Nginx PHP Failing with Large File Uploads (Over 6 GB)


Nginx PHP Failing with Large File Uploads (Over 6 GB)



I am having a very weird issue uploading larges files over 6GB. My process works like this:



My PHP(HHVM) and NGINX configuration both have their configuration set to allow up to 16GB of file, my test file is only 8GB.



Here is the weird part, the ajax will ALWAYS time out. But the file is successfully uploaded, its gets copied to the tmp location, the location stored in the db, s3, etc. But the AJAX runs for an hour even AFTER all the execution is finished(which takes 10-15 minutes) and only ends when timing out.



What can be causing the server not send a response for only large files?



Also error logs on server side are empty.





You need to post the code if you want some help figuring out what might be wrong with it.
– Barmar
Jun 5 '17 at 15:04





Do you make repeated use of session_write_close() and session_start() in your ajax upload script? This can cause issues.
– drew010
Jun 5 '17 at 15:27





@devin has the problem been solved?
– Anatoly
Jun 11 at 6:57




1 Answer
1



A large file upload is an expensive and error prone operation. Nginx and backend should have correct timeout configured to handle slow disk IO if occur. Theoretically it is straightforward to manage file upload using multipart/form-data encoding RFC 1867.

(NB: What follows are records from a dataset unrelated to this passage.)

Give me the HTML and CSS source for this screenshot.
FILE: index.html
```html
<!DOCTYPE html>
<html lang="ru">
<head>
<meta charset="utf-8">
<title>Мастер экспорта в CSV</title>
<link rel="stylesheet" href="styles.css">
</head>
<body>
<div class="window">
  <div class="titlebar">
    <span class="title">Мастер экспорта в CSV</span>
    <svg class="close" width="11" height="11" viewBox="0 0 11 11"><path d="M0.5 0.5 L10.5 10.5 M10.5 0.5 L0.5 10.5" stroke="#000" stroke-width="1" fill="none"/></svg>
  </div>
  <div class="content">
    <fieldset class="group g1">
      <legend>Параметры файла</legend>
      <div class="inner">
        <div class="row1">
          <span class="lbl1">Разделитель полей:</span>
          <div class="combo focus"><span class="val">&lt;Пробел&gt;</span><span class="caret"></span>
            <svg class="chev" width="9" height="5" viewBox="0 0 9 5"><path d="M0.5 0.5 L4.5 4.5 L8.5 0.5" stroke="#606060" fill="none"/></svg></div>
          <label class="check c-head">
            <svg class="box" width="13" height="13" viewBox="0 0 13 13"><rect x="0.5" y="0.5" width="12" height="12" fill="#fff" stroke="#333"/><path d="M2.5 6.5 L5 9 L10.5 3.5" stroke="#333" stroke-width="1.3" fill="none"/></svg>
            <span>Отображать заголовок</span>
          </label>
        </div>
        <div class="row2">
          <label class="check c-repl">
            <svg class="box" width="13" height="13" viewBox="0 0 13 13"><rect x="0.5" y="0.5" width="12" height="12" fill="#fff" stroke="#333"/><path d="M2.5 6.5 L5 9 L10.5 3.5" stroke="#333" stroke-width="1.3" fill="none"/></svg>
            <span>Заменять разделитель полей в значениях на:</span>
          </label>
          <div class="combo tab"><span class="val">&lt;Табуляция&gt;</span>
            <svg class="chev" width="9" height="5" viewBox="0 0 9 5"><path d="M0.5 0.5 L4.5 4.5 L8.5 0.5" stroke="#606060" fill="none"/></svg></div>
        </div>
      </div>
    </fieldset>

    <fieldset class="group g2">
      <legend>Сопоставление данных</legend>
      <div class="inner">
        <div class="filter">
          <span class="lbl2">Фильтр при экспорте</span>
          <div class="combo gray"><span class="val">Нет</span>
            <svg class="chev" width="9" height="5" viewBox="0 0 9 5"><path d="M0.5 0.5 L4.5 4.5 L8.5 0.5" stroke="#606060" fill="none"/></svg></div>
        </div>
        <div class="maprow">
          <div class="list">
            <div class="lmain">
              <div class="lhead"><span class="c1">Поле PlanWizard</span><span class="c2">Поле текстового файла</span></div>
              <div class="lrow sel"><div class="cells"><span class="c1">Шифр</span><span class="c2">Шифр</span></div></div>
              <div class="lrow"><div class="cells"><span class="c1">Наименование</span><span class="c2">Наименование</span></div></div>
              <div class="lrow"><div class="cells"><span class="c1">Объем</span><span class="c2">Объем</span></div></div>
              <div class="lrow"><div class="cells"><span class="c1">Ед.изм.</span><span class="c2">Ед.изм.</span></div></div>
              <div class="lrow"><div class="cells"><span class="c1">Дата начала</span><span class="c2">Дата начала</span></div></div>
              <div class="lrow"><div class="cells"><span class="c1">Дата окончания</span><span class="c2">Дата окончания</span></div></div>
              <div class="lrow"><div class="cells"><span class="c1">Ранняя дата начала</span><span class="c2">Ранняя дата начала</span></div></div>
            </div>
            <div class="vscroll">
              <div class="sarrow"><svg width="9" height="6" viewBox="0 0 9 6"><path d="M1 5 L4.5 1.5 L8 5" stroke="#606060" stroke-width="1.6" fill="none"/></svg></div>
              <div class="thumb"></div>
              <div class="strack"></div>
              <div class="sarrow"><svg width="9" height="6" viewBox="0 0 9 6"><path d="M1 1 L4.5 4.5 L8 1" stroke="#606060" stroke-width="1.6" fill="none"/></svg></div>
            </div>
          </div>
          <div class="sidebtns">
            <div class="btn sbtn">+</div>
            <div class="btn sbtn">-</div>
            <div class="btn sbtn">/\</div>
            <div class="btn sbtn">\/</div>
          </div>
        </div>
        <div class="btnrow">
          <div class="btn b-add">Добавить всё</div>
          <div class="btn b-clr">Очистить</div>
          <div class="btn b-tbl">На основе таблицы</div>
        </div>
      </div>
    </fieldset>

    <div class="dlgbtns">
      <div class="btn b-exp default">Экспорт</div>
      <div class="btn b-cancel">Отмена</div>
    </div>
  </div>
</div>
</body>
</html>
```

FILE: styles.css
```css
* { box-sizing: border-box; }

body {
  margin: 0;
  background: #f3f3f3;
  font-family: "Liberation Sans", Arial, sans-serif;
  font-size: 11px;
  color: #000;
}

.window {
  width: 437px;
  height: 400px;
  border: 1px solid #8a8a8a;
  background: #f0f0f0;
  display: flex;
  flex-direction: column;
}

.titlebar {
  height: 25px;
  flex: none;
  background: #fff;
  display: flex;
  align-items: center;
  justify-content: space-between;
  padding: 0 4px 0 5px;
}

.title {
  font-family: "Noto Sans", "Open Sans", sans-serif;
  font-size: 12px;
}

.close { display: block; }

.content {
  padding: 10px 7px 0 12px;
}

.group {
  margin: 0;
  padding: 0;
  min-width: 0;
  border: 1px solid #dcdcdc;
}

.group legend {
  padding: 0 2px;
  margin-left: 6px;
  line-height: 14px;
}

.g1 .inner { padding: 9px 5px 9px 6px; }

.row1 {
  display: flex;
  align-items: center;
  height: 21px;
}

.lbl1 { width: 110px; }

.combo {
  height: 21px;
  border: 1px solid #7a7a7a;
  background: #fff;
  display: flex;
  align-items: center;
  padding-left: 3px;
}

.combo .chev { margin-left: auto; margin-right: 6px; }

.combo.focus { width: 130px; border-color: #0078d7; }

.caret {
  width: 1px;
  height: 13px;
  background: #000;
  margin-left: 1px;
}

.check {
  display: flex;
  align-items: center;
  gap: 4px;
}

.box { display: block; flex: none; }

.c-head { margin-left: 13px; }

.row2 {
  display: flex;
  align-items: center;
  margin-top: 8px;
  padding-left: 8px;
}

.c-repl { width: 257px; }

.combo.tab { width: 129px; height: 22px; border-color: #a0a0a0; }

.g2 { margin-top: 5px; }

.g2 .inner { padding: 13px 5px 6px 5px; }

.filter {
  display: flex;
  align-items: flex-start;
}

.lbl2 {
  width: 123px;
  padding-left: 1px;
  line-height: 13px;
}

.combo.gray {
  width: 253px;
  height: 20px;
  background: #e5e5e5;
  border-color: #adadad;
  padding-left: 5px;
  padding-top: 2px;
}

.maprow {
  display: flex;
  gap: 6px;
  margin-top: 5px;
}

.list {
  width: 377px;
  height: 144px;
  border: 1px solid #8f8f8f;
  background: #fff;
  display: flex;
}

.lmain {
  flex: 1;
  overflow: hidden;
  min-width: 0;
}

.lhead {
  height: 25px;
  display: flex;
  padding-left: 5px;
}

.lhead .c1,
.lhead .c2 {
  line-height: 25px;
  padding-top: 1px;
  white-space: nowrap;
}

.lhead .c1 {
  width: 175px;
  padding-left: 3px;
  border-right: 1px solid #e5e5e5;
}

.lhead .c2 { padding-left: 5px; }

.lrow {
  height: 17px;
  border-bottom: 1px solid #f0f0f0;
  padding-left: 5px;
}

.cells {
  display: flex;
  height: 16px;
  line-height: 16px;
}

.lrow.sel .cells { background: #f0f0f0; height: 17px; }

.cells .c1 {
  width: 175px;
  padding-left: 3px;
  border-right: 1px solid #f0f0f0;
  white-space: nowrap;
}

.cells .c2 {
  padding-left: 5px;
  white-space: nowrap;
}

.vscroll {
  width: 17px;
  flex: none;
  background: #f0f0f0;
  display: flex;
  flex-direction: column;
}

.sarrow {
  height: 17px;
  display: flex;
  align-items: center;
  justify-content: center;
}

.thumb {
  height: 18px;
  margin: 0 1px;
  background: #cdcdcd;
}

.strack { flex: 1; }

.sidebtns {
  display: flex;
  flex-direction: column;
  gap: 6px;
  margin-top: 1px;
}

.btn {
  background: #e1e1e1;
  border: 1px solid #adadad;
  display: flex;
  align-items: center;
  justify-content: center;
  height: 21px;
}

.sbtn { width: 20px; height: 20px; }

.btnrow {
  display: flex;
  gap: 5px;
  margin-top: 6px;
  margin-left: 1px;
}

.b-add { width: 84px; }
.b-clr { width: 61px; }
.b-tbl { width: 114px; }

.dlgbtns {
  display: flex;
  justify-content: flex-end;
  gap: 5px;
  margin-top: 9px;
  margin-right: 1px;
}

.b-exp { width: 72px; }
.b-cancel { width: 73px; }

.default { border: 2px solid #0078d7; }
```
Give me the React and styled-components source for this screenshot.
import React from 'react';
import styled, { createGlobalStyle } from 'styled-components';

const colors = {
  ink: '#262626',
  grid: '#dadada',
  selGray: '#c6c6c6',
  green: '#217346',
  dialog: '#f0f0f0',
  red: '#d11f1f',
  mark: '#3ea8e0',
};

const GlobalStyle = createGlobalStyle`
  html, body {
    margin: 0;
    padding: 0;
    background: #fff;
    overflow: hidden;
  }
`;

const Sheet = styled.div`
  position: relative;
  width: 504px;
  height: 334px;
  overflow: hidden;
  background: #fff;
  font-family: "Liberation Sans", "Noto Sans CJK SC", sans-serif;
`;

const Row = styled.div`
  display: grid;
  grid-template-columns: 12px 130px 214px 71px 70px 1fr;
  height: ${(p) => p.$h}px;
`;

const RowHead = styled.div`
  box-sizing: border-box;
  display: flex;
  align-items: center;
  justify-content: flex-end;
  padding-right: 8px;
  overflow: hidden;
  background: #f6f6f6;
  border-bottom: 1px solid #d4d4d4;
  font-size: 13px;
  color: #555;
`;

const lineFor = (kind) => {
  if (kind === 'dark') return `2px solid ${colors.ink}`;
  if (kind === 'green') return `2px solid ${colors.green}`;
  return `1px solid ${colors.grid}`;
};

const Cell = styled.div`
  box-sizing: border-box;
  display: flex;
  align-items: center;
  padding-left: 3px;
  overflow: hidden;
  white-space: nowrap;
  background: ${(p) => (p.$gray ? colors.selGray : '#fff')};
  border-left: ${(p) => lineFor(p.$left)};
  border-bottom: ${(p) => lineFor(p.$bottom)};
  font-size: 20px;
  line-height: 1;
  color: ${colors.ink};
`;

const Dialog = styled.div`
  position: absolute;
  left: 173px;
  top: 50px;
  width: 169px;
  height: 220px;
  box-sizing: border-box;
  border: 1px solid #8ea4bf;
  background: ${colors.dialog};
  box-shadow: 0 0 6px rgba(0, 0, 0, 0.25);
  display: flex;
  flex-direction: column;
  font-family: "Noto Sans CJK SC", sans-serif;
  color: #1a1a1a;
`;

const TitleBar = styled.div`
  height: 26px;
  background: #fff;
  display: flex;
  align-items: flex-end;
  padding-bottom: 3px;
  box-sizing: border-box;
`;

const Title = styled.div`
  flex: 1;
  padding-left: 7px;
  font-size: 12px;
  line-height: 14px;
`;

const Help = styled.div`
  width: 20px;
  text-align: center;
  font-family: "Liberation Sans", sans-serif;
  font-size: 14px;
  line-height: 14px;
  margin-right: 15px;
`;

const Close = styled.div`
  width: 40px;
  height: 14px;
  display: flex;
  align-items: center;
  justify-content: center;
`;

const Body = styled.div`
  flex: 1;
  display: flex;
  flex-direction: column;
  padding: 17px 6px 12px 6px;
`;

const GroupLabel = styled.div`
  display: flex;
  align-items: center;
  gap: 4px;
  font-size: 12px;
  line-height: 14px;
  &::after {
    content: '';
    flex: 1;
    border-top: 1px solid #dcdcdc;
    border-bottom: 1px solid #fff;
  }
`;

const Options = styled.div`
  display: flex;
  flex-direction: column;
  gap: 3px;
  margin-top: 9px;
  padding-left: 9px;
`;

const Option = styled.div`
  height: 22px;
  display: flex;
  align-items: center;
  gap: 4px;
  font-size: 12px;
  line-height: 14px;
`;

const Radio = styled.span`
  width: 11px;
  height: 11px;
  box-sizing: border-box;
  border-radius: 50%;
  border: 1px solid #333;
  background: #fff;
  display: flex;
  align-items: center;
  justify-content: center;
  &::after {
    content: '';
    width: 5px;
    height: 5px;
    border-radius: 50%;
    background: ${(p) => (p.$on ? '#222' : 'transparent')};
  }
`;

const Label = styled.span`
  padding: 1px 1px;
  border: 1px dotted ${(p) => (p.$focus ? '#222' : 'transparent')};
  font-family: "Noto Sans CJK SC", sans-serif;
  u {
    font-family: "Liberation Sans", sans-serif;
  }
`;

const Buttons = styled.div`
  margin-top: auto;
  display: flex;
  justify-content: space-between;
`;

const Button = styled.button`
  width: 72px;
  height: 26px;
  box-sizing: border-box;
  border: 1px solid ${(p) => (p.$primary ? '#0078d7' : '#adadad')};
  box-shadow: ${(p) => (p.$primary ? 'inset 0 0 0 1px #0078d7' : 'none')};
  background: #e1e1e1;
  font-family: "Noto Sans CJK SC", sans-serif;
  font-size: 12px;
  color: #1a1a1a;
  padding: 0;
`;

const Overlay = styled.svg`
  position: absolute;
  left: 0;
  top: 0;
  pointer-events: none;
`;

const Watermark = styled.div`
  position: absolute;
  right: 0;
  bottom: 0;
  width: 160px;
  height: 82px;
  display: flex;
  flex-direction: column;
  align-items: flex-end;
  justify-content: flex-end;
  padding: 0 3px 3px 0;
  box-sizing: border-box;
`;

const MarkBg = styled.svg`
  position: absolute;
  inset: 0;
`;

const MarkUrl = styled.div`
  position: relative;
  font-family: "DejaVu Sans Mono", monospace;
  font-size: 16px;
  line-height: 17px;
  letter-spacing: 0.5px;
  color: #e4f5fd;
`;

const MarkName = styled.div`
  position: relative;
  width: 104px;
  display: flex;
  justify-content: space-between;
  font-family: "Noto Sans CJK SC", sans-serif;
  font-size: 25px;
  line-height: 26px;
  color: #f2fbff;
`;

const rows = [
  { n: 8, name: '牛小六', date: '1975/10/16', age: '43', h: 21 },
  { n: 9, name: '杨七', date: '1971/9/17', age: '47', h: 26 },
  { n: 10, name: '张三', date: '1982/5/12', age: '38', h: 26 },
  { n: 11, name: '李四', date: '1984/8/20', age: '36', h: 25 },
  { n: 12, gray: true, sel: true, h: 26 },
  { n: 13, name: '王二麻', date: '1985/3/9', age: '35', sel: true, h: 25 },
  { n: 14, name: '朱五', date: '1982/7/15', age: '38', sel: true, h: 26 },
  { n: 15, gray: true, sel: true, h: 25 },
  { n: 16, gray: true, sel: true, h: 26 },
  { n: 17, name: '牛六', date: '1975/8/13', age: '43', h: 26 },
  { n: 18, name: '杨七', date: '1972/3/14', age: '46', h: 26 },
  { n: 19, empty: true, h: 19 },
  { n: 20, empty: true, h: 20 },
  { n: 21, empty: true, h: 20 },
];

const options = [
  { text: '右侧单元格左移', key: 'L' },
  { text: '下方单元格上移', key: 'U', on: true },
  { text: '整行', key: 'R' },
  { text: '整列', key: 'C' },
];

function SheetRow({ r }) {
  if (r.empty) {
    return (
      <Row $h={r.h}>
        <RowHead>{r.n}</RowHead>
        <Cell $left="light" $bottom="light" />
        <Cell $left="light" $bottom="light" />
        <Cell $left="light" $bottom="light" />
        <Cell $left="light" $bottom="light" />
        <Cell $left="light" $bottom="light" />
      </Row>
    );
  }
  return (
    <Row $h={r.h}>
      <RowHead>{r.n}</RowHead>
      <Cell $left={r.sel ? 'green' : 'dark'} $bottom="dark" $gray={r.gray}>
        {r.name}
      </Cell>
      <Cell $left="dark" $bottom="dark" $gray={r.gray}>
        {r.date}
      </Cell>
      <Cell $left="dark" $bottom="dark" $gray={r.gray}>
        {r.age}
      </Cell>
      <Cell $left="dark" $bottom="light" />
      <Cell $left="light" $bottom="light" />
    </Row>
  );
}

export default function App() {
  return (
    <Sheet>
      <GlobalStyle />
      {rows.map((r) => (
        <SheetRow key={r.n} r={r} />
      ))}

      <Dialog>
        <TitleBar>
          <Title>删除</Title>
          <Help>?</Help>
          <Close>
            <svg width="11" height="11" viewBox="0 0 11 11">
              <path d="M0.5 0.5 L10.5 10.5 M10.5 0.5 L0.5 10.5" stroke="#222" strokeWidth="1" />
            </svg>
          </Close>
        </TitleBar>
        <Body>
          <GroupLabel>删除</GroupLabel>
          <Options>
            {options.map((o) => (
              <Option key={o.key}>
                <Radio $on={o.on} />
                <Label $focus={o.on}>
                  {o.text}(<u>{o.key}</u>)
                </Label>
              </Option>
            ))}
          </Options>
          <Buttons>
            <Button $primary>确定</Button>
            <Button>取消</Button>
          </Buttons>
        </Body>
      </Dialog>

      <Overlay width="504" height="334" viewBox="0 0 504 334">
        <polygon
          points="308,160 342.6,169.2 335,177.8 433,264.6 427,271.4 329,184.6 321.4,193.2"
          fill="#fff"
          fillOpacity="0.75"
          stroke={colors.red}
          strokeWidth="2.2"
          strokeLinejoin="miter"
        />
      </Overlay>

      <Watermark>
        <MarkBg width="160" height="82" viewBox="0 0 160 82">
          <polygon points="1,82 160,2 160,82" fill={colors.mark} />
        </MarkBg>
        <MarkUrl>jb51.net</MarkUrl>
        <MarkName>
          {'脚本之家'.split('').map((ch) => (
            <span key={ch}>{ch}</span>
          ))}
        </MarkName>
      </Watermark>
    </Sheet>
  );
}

According to developer.mozilla.org in a multipart/form-data body, the HTTP Content-Disposition general header is a header that can be used on the subpart of a multipart body to give information about the field it applies to. The subpart is delimited by the boundary defined in the Content-Type header. Used on the body itself, Content-Disposition has no effect.



Let's see what happens while file being uploaded:



1) client sends HTTP request with the file content to webserver



2) webserver accepts the request and initiates data transfer (or returns error 413 if the file size is exceed the limit)



3) webserver starts to populate buffers (depends on file and buffers size)



4) webserver sends file content via file/network socket to backend



5) backend authenticates initial request



6) backend reads the file and cuts headers (Content-Disposition, Content-Type)



7) backend dumps resulted file on to disk



8) any follow up procedures like database changes



client_body_in_file_only off;



During large files upload several problems occur:



Let's start with Nginx configured with new location http://backend/upload to receive large file upload, back-end interaction is minimised (Content-Legth: 0), file is being stored just to disk. Using buffers Nginx dumps the file to disk (a file stored to the temporary directory with random name, it can not be changed) followed by POST request to backend to location http://backend/file with the file name in X-File-Name header.



To keep extra information you may use headers with initial POST request. For instance, having X-Original-File-Name headers from initial requests help you to match file and store necessary mapping information to the database.



client_body_in_file_only on;



Let's see how make it happen:



1) configure Nginx to dump HTTP body content to a file and keep it stored client_body_in_file_only on;



2) create new backend endpoint http://backend/file to handle mapping between temp file name and header X-File-Name



4) instrument AJAX query with header X-File-Name Nginx will use to send post upload request with



Configuration:


location /upload {
client_body_temp_path /tmp/;
client_body_in_file_only on;
client_body_buffer_size 1M;
client_max_body_size 7G;

proxy_pass_request_headers on;
proxy_set_header X-File-Name $request_body_file;
proxy_set_body off;
proxy_redirect off;
proxy_pass http://backend/file;
}



Nginx configuration option client_body_in_file_only is
incompatible with multi-part data upload, but you can use it with AJAX
i.e. XMLHttpRequest2 (binary data).



If you need to have back-end authentication, only way to handle is to use auth_request, for instance:


location = /upload {
auth_request /upload/authenticate;
...
}

location = /upload/authenticate {
internal;
proxy_set_body off;
proxy_pass http://backend;
}



client_body_in_file_only on; auth_request on;



Pre-upload authentication logic protects from unauthenticated requests regardless of the initial POST Content-Length size.





Brilliant! How would you configure this to operate without the proxy? Would it work to add the line return 201 $request_body_file; instead?
– bcattle
Aug 22 '17 at 3:31



return 201 $request_body_file;





@bcattle proxy_pass shouldn't be necessarily a backend upstream URL, it can be a named internal location, what do you try to achieve?